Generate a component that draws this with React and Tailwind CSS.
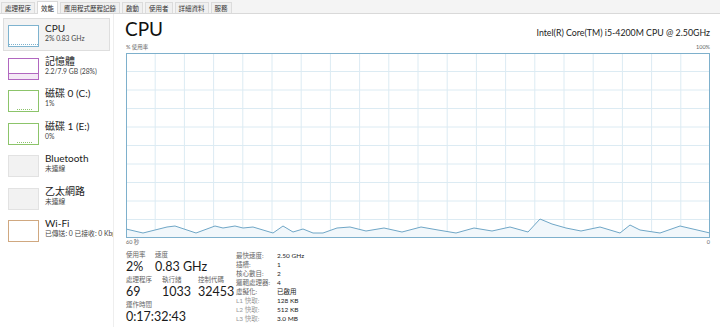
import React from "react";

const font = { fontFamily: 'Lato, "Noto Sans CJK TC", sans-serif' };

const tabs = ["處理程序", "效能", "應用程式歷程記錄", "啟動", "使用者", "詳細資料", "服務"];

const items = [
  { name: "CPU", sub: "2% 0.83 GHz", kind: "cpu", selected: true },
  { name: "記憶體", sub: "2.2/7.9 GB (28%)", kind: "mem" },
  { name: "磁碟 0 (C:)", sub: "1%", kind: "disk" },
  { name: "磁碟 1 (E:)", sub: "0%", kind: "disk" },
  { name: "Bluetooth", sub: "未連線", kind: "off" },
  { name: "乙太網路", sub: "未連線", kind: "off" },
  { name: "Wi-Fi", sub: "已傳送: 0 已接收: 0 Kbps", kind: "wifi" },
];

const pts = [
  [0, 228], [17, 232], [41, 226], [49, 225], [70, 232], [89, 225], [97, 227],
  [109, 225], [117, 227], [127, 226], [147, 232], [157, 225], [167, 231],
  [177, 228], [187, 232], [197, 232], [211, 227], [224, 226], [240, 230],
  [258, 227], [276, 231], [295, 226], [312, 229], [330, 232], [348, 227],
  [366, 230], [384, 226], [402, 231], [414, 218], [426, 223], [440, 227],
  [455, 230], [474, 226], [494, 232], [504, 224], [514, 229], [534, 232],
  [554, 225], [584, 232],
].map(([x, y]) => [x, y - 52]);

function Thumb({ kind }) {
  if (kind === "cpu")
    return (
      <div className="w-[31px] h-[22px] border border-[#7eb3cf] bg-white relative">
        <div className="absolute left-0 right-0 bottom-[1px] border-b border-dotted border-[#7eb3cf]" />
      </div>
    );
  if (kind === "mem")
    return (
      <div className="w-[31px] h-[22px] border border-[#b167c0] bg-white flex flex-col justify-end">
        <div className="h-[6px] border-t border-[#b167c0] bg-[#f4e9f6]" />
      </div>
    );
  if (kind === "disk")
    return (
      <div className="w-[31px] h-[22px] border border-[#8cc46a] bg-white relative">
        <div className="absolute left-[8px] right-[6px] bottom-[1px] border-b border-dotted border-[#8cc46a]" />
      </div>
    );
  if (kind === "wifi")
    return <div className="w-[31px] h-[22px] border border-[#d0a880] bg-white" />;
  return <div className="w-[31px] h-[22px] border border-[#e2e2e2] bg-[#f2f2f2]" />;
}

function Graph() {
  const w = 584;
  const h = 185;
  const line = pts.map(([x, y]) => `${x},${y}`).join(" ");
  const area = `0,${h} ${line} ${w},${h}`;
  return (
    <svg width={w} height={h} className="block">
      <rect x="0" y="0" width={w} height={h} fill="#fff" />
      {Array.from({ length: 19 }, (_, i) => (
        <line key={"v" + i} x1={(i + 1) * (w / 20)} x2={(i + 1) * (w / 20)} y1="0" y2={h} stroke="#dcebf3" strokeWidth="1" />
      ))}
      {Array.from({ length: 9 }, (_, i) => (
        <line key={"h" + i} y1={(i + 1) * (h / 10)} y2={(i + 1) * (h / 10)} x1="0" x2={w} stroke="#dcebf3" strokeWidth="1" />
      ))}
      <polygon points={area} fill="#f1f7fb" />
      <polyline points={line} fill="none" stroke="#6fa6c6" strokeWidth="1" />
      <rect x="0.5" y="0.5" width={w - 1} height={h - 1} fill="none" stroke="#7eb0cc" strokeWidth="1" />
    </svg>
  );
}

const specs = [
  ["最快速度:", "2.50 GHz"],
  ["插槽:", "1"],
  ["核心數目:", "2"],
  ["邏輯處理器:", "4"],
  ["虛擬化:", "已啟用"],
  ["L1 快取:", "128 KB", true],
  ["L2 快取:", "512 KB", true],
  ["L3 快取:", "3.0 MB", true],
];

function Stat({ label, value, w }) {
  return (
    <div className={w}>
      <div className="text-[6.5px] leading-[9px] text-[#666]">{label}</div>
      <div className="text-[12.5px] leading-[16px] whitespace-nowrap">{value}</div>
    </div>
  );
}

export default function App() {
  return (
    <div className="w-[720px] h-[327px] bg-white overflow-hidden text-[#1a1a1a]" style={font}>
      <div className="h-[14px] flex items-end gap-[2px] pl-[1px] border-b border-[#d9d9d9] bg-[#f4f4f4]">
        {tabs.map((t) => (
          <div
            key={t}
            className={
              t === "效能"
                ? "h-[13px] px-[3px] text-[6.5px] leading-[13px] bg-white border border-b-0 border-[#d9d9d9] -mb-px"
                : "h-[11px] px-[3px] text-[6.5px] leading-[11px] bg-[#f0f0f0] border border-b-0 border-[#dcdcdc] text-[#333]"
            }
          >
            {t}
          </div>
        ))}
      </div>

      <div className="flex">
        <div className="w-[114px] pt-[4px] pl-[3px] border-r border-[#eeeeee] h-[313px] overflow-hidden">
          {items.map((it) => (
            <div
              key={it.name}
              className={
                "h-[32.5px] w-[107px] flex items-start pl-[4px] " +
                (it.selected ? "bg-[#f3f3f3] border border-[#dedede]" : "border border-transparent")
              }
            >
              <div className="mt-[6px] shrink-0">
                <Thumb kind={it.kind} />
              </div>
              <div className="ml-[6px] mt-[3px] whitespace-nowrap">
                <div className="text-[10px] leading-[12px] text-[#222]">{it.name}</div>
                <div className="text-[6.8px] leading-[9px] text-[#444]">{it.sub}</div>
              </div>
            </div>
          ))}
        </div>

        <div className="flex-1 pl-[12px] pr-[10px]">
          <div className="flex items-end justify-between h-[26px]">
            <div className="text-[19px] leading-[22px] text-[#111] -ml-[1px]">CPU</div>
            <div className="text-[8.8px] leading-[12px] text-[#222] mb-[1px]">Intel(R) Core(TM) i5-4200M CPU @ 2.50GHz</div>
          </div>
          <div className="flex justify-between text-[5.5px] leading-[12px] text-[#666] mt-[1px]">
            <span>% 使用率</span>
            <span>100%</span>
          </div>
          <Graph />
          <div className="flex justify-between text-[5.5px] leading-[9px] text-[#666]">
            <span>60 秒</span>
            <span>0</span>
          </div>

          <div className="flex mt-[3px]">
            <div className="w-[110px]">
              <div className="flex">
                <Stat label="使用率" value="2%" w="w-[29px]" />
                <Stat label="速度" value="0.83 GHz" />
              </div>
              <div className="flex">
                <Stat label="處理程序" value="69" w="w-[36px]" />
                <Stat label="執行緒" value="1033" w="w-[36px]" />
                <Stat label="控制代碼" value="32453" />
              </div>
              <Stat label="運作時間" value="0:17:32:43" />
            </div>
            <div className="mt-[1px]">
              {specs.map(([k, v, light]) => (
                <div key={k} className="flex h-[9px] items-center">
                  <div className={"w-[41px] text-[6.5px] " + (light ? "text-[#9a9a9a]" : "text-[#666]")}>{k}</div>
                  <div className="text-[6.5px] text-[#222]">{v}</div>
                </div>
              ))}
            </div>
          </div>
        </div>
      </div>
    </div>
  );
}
○ ○ ○
- [Brief]:
Copy each line holding the word "React" from the listing above.

- [Answer to this problem]:
Generate a component that draws this with React and Tailwind CSS.
import React from "react";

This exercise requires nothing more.